Between the news that Warner Bros. plans to launch a series of films set outside the continuity of the DC Extended Universe, starting with a Joker origin story, and director Matt Reeves stating that The Batman is “not part of the extended universe,” it may be safe to conclude the studio is taking a truly comic book approach to its superheroes and supervillains.
The Joker film is an obvious bid to launch an Elseworlds-style cinematic universe, in which familiar concepts are remixed to fit different visions, with no links to previous or future continuity. Reeves’ statement, made a month before the Joker news broke, most likely doesn’t mean Ben Affleck will play Batman in two separate continuities so much as, like in the comics, the vigilante’s solo adventures will not affect — or be affected by — other events in the DCEU. In short, don’t expect The Flash to show up in Gotham City with an update on Darkseid’s plan, even though the odds are the Batman who appears in his own solo film will be the same one who battled Superman, befriended Wonder Woman and recruited the League.

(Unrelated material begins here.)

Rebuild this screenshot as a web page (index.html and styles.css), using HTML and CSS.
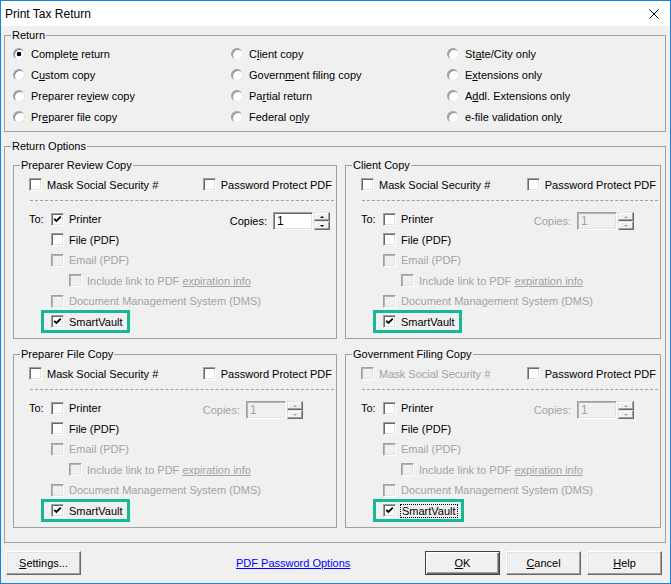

With DC Entertainment President & Chief Creative Officer Geoff Johns more fully steering the DCEU, and with the success seen with the company’s television properties, both with series that hew close to the source material (The CW’s Arrowverse) and those that stray from the comics, yet still maintain the same flavor (Gotham, iZombie, Lucifer and Preacher), it make sense that Warner Bros. Pictures would want to follow a similar path. While the DCTV shows regularly feature crossovers, the majority of what takes place in The Flash has little to no direct impact on Arrow, Legends of Tomorrow or Supergirl. Rather than making the shows weaker, or more confusing, deliberately leaving the series largely independent of each other makes the the smaller crossover more fun and the larger events more meaningful.
We’re seeing a glimmer of that approach creeping into the movies already — or at least in the DC Films projects Warner Bros. has revealed in recent months. In addition to the previously announced movies, which essentially make up a Justice League family, we’ve got multiple Gotham City-based heroes poised for their own adventures. Essentially launched in 2016 by Suicide Squad, the Bat-family umbrella will introduce a number of Batman’s enemies and allies to the DCEU, presumably having their own adventures, unencumbered by servicing storyline fallout from the Justice League’s feature debut.